■ **Directions for this task**:
Only the lines from the top of the listing below to the line that has "import React from" should be echoed, with both ends kept and pictures left out.

%%

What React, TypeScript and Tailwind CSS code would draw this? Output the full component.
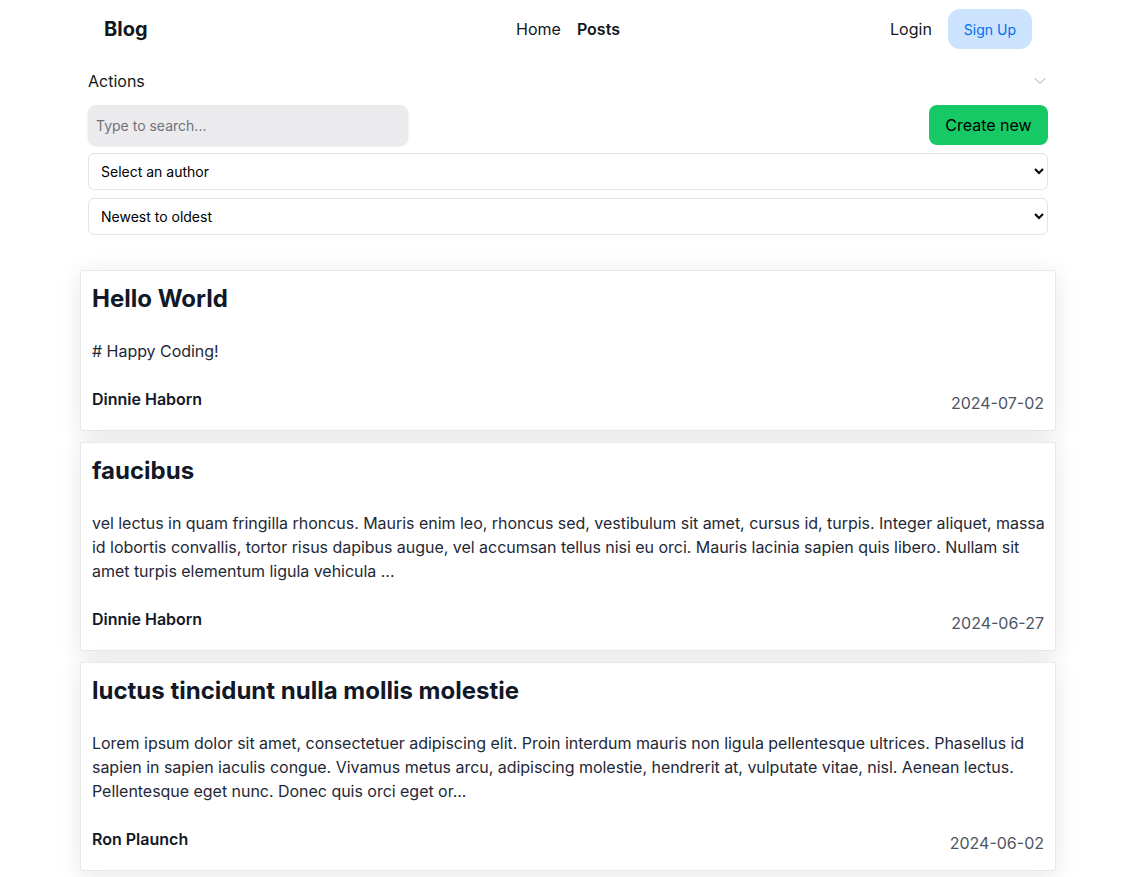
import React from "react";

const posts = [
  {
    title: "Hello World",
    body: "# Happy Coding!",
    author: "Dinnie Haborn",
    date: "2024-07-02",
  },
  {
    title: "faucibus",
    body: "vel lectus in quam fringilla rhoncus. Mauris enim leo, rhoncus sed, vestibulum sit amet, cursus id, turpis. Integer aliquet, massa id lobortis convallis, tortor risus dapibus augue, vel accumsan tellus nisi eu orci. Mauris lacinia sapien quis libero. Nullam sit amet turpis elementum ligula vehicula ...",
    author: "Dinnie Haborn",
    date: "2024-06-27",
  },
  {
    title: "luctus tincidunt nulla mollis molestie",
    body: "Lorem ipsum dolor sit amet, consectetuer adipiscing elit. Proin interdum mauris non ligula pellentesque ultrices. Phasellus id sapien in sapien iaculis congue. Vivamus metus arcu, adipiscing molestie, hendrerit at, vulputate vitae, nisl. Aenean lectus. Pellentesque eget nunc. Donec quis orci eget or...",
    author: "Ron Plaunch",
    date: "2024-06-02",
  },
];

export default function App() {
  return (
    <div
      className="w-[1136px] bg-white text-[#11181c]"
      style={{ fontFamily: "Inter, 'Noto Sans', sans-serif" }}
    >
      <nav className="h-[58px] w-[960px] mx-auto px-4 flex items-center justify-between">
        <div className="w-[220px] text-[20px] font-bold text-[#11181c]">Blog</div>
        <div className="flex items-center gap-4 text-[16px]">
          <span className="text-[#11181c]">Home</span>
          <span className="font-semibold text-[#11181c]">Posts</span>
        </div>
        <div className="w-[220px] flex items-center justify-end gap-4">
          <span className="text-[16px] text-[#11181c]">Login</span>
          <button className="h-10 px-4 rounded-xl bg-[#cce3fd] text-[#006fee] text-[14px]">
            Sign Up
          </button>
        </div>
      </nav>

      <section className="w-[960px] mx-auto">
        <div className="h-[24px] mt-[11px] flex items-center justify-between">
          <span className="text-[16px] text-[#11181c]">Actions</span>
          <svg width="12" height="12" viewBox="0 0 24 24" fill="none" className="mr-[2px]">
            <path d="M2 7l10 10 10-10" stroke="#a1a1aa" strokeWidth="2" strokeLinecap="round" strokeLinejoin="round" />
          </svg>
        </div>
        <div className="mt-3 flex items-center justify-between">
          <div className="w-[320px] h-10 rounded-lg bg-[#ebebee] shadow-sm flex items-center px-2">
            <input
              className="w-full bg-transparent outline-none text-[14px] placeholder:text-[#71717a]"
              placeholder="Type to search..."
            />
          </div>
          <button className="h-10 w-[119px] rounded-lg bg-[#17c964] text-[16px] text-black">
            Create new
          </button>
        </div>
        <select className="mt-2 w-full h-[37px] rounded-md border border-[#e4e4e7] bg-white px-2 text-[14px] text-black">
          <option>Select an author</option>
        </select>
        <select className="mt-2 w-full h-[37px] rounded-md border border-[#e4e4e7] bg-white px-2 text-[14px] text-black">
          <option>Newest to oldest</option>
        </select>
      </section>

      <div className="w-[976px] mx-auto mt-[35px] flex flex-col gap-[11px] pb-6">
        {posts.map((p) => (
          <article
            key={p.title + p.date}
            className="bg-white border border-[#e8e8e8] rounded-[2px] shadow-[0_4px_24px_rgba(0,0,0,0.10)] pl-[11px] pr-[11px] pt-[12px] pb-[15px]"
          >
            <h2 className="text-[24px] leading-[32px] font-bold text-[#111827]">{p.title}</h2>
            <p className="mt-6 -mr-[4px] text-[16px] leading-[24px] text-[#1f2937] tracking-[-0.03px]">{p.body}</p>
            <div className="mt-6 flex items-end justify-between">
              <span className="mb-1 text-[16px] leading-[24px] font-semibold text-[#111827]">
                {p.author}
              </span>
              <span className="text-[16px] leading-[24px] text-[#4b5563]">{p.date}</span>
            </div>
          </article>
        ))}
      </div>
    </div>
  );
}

%%

■ **Completed task**:
What React, TypeScript and Tailwind CSS code would draw this? Output the full component.
import React from "react";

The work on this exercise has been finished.